The painful and sad irony of the situation of the common man is that he has no true access to the service of judiciary for various reasons, ranging from cost of seeking justice, poverty, problem of long adjournments and so on. The common man has resorted to God as his last hope like those who have been denied their legitimate victory as candidates who have left everything to God. As things are at the moment, it would appear that it is a person of suspect intellect that will parrot the shibboleth that the judiciary is the last hope of the common man if there is no change. Is the ideology of our judiciary that of protection of regimes, high profile citizens like politicians or just to interpret the law as it is and have no business seeing that their judgments meet public expectations?
What can be done to bring back the era of fearless and courageous judiciary?

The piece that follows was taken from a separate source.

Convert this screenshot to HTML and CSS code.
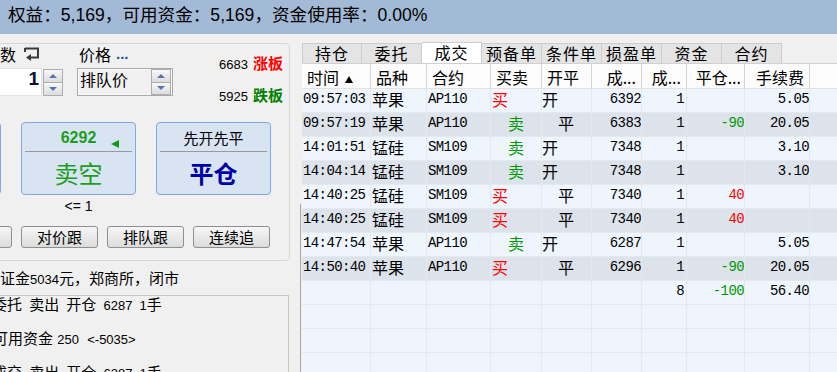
FILE: index.html
```html
<!DOCTYPE html>
<html lang="zh-CN">
<head>
    <meta charset="UTF-8">
    <meta name="viewport" content="width=device-width, initial-scale=1.0">
    <title>交易下单 - 成交</title>
    <link rel="stylesheet" href="styles.css">
</head>
<body>
    <div class="topbar">权益：5,169，可用资金：5,169，资金使用率：0.00%</div>
    <div class="main">
        <div class="left">
            <div class="group">
                <div class="order-row">
                    <div class="qty">
                        <div class="label">手数
                            <svg class="enter" width="17" height="14" viewBox="0 0 17 14">
                                <path d="M2 1.5 H15 V10.5 H7" fill="none" stroke="#3a3a3a" stroke-width="2"/>
                                <path d="M2 1 V5" fill="none" stroke="#3a3a3a" stroke-width="2"/>
                                <path d="M3 10.5 L8 7 L8 14 Z" fill="#3a3a3a"/>
                            </svg>
                        </div>
                        <div class="field">
                            <div class="qty-input">1</div>
                            <div class="spin"><span class="up"></span><span class="down"></span></div>
                        </div>
                    </div>
                    <div class="price">
                        <div class="label">价格<span class="dots">...</span></div>
                        <div class="combo">
                            <span class="combo-text">排队价</span>
                            <div class="spin"><span class="up"></span><span class="down"></span></div>
                        </div>
                    </div>
                    <div class="limits">
                        <div><span class="num">6683</span><b class="limit red">涨板</b></div>
                        <div><span class="num">5925</span><b class="limit green">跌板</b></div>
                    </div>
                </div>

                <div class="trade-row">
                    <div class="trade-btn">
                        <div class="trade-top"><span class="last buy">6296</span></div>
                        <div class="sep"></div>
                        <div class="trade-main buy">买多</div>
                    </div>
                    <div class="trade-btn">
                        <div class="trade-top"><span class="last sell arrow">6292</span></div>
                        <div class="sep"></div>
                        <div class="trade-main sell">卖空</div>
                    </div>
                    <div class="trade-btn">
                        <div class="trade-top cn">先开先平</div>
                        <div class="sep"></div>
                        <div class="trade-main close">平仓</div>
                    </div>
                </div>
                <div class="caption-row">
                    <span></span>
                    <span>&lt;= 1</span>
                    <span></span>
                </div>

                <div class="follow-row">
                    <div class="follow-btn">超价跟</div>
                    <div class="follow-btn">对价跟</div>
                    <div class="follow-btn">排队跟</div>
                    <div class="follow-btn">连续追</div>
                </div>
            </div>

            <div class="margin-info">保证金<span class="n">5034</span>元，郑商所，闭市</div>

            <div class="log-box">
                <div class="log-line">委托 卖出 开仓 <span class="n">6287</span> <span class="n">1</span>手</div>
                <div class="log-line tight">可用资金 <span class="n">250</span>&nbsp; <span class="n">&lt;-5035&gt;</span></div>
                <div class="log-line">成交 卖出 开仓 <span class="n">6287</span> <span class="n">1</span>手</div>
            </div>
        </div>

        <div class="right">
            <div class="tabs">
                <div class="tab">持仓</div>
                <div class="tab">委托</div>
                <div class="tab active">成交</div>
                <div class="tab">预备单</div>
                <div class="tab">条件单</div>
                <div class="tab">损盈单</div>
                <div class="tab">资金</div>
                <div class="tab">合约</div>
            </div>
            <div class="grid">
                <div class="row head">
                    <div class="c">时间<svg class="sort" width="8" height="7" viewBox="0 0 8 7"><path d="M4 0 L8 7 L0 7 Z" fill="#000"/></svg></div>
                    <div class="c">品种</div>
                    <div class="c">合约</div>
                    <div class="c">买卖</div>
                    <div class="c">开平</div>
                    <div class="c r">成...</div>
                    <div class="c r">成...</div>
                    <div class="c r pl-h">平仓...</div>
                    <div class="c r">手续费</div>
                    <div class="c"></div>
                </div>

                <div class="row">
                    <div class="c t">09:57:03</div><div class="c cn v">苹果</div><div class="c k">AP110</div>
                    <div class="c cn bs red">买</div><div class="c cn oc">开</div>
                    <div class="c px">6392</div><div class="c qt">1</div><div class="c pl"></div><div class="c fee">5.05</div><div class="c"></div>
                </div>
                <div class="row alt">
                    <div class="c t">09:57:19</div><div class="c cn v">苹果</div><div class="c k">AP110</div>
                    <div class="c cn bs in green">卖</div><div class="c cn oc in">平</div>
                    <div class="c px">6383</div><div class="c qt">1</div><div class="c pl green">-90</div><div class="c fee">20.05</div><div class="c"></div>
                </div>
                <div class="row">
                    <div class="c t">14:01:51</div><div class="c cn v">锰硅</div><div class="c k">SM109</div>
                    <div class="c cn bs in green">卖</div><div class="c cn oc">开</div>
                    <div class="c px">7348</div><div class="c qt">1</div><div class="c pl"></div><div class="c fee">3.10</div><div class="c"></div>
                </div>
                <div class="row alt">
                    <div class="c t">14:04:14</div><div class="c cn v">锰硅</div><div class="c k">SM109</div>
                    <div class="c cn bs in green">卖</div><div class="c cn oc">开</div>
                    <div class="c px">7348</div><div class="c qt">1</div><div class="c pl"></div><div class="c fee">3.10</div><div class="c"></div>
                </div>
                <div class="row">
                    <div class="c t">14:40:25</div><div class="c cn v">锰硅</div><div class="c k">SM109</div>
                    <div class="c cn bs red">买</div><div class="c cn oc in">平</div>
                    <div class="c px">7340</div><div class="c qt">1</div><div class="c pl red">40</div><div class="c fee"></div><div class="c"></div>
                </div>
                <div class="row alt">
                    <div class="c t">14:40:25</div><div class="c cn v">锰硅</div><div class="c k">SM109</div>
                    <div class="c cn bs red">买</div><div class="c cn oc in">平</div>
                    <div class="c px">7340</div><div class="c qt">1</div><div class="c pl red">40</div><div class="c fee"></div><div class="c"></div>
                </div>
                <div class="row">
                    <div class="c t">14:47:54</div><div class="c cn v">苹果</div><div class="c k">AP110</div>
                    <div class="c cn bs in green">卖</div><div class="c cn oc">开</div>
                    <div class="c px">6287</div><div class="c qt">1</div><div class="c pl"></div><div class="c fee">5.05</div><div class="c"></div>
                </div>
                <div class="row alt">
                    <div class="c t">14:50:40</div><div class="c cn v">苹果</div><div class="c k">AP110</div>
                    <div class="c cn bs red">买</div><div class="c cn oc in">平</div>
                    <div class="c px">6296</div><div class="c qt">1</div><div class="c pl green">-90</div><div class="c fee">20.05</div><div class="c"></div>
                </div>
                <div class="row">
                    <div class="c"></div><div class="c"></div><div class="c"></div><div class="c"></div><div class="c"></div>
                    <div class="c"></div><div class="c qt">8</div><div class="c pl green">-100</div><div class="c fee">56.40</div><div class="c"></div>
                </div>
                <div class="row">
                    <div class="c"></div><div class="c"></div><div class="c"></div><div class="c"></div><div class="c"></div>
                    <div class="c"></div><div class="c"></div><div class="c"></div><div class="c"></div><div class="c"></div>
                </div>
                <div class="row">
                    <div class="c"></div><div class="c"></div><div class="c"></div><div class="c"></div><div class="c"></div>
                    <div class="c"></div><div class="c"></div><div class="c"></div><div class="c"></div><div class="c"></div>
                </div>
                <div class="row">
                    <div class="c"></div><div class="c"></div><div class="c"></div><div class="c"></div><div class="c"></div>
                    <div class="c"></div><div class="c"></div><div class="c"></div><div class="c"></div><div class="c"></div>
                </div>
            </div>
        </div>
    </div>
</body>
</html>
```

FILE: styles.css
```css
body {
    margin: 0;
    width: 837px;
    height: 372px;
    overflow: hidden;
    background-color: #f0f0f0;
    color: #000;
    font-family: "Liberation Sans", "Noto Sans CJK SC", sans-serif;
}
.topbar {
    height: 34px;
    box-sizing: border-box;
    padding: 0 0 3px 8px;
    background-color: #a2bad5;
    font-size: 17.6px;
    line-height: 31px;
    white-space: nowrap;
}
.main {
    display: flex;
    height: 338px;
}
.left {
    width: 302px;
    flex: none;
    overflow: hidden;
    /* splitter line below the order box */
    background: linear-gradient(#a6a6a6, #a6a6a6) no-repeat calc(100% - 1px) 100% / 1px calc(100% - 170px);
}
.right {
    flex: 1;
    overflow: hidden;
    padding-top: 8px;
}

/* order group box */
.group {
    margin: 9px 0 0 -140px;
    width: 430px;
    height: 218px;
    box-sizing: border-box;
    border: 1px solid #d7d7d7;
    border-radius: 4px;
    padding-right: 18px;
}
.order-row {
    display: flex;
    justify-content: flex-end;
    margin-right: -12px;
    height: 52px;
}
.qty {
    width: 84px;
}
.price {
    width: 96px;
    margin-left: 13px;
}
.label {
    height: 20px;
    line-height: 20px;
    font-family: "Noto Sans CJK SC", sans-serif;
    font-size: 16px;
    display: flex;
    align-items: center;
    white-space: nowrap;
}
.qty .label {
    padding-left: 4px;
}
.price .label {
    padding-left: 2px;
}
.enter {
    margin-left: 7px;
}
.dots {
    margin-left: 5px;
    color: #1c4fa0;
    font-family: "Liberation Sans", sans-serif;
    font-weight: bold;
    font-size: 15px;
}
.field {
    display: flex;
    margin-top: 4px;
    height: 28px;
}
.qty-input {
    width: 62px;
    box-sizing: border-box;
    background-color: #fff;
    border: 1px solid #e3e3e3;
    text-align: right;
    padding: 1px 2px 0 0;
    font: bold 19px/18px "Liberation Sans", sans-serif;
    color: #101030;
}
.spin {
    width: 20px;
    margin: 1px 0 0 1px;
    display: flex;
    flex-direction: column;
}
.spin span {
    flex: 1;
    border: 1px solid #adadad;
    background: linear-gradient(#f8f8f8, #dcdcdc);
    display: flex;
    align-items: center;
    justify-content: center;
}
.spin span + span {
    border-top: none;
}
.spin .up::before {
    content: "";
    border-left: 4px solid transparent;
    border-right: 4px solid transparent;
    border-bottom: 4px solid #5474b4;
}
.spin .down::before {
    content: "";
    border-left: 4px solid transparent;
    border-right: 4px solid transparent;
    border-top: 4px solid #5474b4;
}
.combo {
    margin-top: 4px;
    height: 28px;
    box-sizing: border-box;
    border: 1px solid #a9a9a9;
    box-shadow: inset 0 0 0 1px #fafafa;
    display: flex;
    justify-content: space-between;
}
.combo-text {
    padding: 1px 0 0 2px;
    font-family: "Noto Sans CJK SC", sans-serif;
    font-size: 16px;
    line-height: 18px;
}
.combo .spin {
    margin: 0 1px 0 0;
}
.limits {
    width: 64px;
    margin-left: 46px;
    padding-top: 4px;
    line-height: 30px;
    white-space: nowrap;
}
.num {
    font-size: 13px;
}
.limit {
    margin-left: 5px;
    font-family: "Noto Sans CJK SC", sans-serif;
    font-size: 15px;
    font-weight: bold;
}
.red {
    color: #f00;
}
.green {
    color: #009a00;
}
.limit.green {
    color: #008000;
}

/* big trade buttons */
.trade-row {
    display: flex;
    justify-content: flex-end;
    gap: 20px;
    margin-top: 26px;
}
.trade-btn {
    width: 115px;
    height: 73px;
    box-sizing: border-box;
    border: 1px solid #7eaadd;
    border-radius: 4px;
    background-color: #d8e4f2;
    display: flex;
    flex-direction: column;
    text-align: center;
}
.trade-top {
    height: 28px;
    line-height: 29px;
    font-size: 15px;
}
.trade-top.cn {
    font-family: "Noto Sans CJK SC", sans-serif;
}
.last {
    position: relative;
    font-weight: bold;
    font-size: 16px;
}
.last.arrow::after {
    content: "";
    position: absolute;
    left: calc(100% + 15px);
    top: 11px;
    border-top: 4px solid transparent;
    border-bottom: 4px solid transparent;
    border-right: 8px solid #139b13;
}
.sep {
    height: 1px;
    margin: 0 3px;
    background-color: #9a9a9a;
}
.trade-main {
    flex: 1;
    font-family: "Noto Sans CJK SC", sans-serif;
    font-size: 24px;
    line-height: 41px;
}
.buy {
    color: #e00000;
}
.sell {
    color: #1d9d1d;
}
.close {
    color: #0000a8;
    font-weight: bold;
}
.caption-row {
    display: flex;
    justify-content: flex-end;
    gap: 20px;
    margin-top: 3px;
    height: 16px;
    font-size: 14px;
    line-height: 16px;
}
.caption-row span {
    width: 115px;
    text-align: center;
}
.follow-row {
    display: flex;
    justify-content: flex-end;
    gap: 9px;
    margin: 12px 1px 0 0;
}
.follow-btn {
    width: 77px;
    height: 22px;
    box-sizing: border-box;
    border: 1px solid #8f8f8f;
    border-radius: 3px;
    background: linear-gradient(#f6f6f6, #dcdcdc);
    font-family: "Noto Sans CJK SC", sans-serif;
    font-size: 15px;
    line-height: 20px;
    text-align: center;
}

/* info + log */
.margin-info {
    margin: 8px 0 0 -15px;
    font-size: 15px;
    line-height: 20px;
    white-space: nowrap;
}
.n {
    font-size: 13px;
}
.log-box {
    margin: 5px 0 0 -20px;
    width: 309px;
    height: 120px;
    box-sizing: border-box;
    border: 1px solid #c6c6c6;
    padding: 0 0 0 11px;
    font-size: 15px;
    white-space: nowrap;
    word-spacing: 3px;
}
.log-line {
    line-height: 18px;
    margin-bottom: 15px;
}
.log-line.tight {
    word-spacing: 0;
    padding-left: 1px;
}

/* tabs */
.tabs {
    display: flex;
    align-items: flex-end;
    height: 21px;
}
.tab {
    width: 60px;
    height: 20px;
    box-sizing: border-box;
    border: 1px solid #cdcdcd;
    border-left: none;
    border-bottom: none;
    background-color: #e4e4e4;
    font-family: "Noto Sans CJK SC", sans-serif;
    font-size: 16px;
    letter-spacing: 1px;
    line-height: 19px;
    text-align: center;
}
.tab:first-child {
    border-left: 1px solid #cdcdcd;
}
.tab.active {
    height: 21px;
    background-color: #fff;
}

/* trade grid */
.grid {
    border-top: 1px solid #d0d0d0;
    background-color: #eff5fd;
}
.row {
    display: grid;
    grid-template-columns: 69px 56px 64px 51px 50px 50px 45px 58px 65px 40px;
    height: 24px;
}
.row.alt {
    background-color: #dde3ea;
}
.c {
    box-sizing: border-box;
    border-right: 1px solid #e4e9ef;
    border-bottom: 1px solid #e4e9ef;
    white-space: nowrap;
    overflow: hidden;
    font-family: "Liberation Mono", "Noto Sans CJK SC", monospace;
    font-size: 14px;
    letter-spacing: -0.6px;
    line-height: 20px;
}
.row.head {
    height: 25px;
    background-color: #fcfcfc;
}
.head .c {
    border-right-color: #d6d6d6;
    border-bottom-color: #e2e2e2;
    font-family: "Noto Sans CJK SC", sans-serif;
    font-size: 16px;
    letter-spacing: 0;
    padding: 3px 5px 0;
}
.head .r {
    text-align: right;
}
.head .pl-h {
    padding-right: 3px;
}
.sort {
    margin-left: 6px;
    vertical-align: 1px;
}
.c.cn {
    font-family: "Noto Sans CJK SC", sans-serif;
    font-size: 16px;
    letter-spacing: 0;
}
.t, .v, .k, .bs {
    padding-left: 1px;
}
.bs.in {
    padding-left: 17px;
}
.oc.in {
    padding-left: 16px;
}
.px, .pl, .fee {
    text-align: right;
}
.qt {
    text-align: right;
    padding-right: 2px;
}
```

That is at the heart of the problem why everything appears to be under alarm and nothing under control. We must tell ourselves the inconvenient truth of the fact that our advocacy and clamor for independent, fearless and courageous judiciary will be meaningless and hopeless if we do not urgently take steps to improve and guarantee the material condition of judges. We know the unacceptable conditions they are constrained to do their job, we hear and read of shameful reports across the country of retired judges who are not paid their entitlement and are suffering. That is why judges are vulnerable and politicians think they can treat them the way they like, which is unfortunate. Furthermore and perhaps far very important is the need to ensure that appointment of judges and promotion should be strictly on merit and serious background checks of the integrity of such individuals. That is why the Austrian Jurist, Eugene Erhlich declared that “there is no guarantee of justice except the integrity of the judge”. We must consciously ensure and insist on having the best and most qualified to be appointed as judges.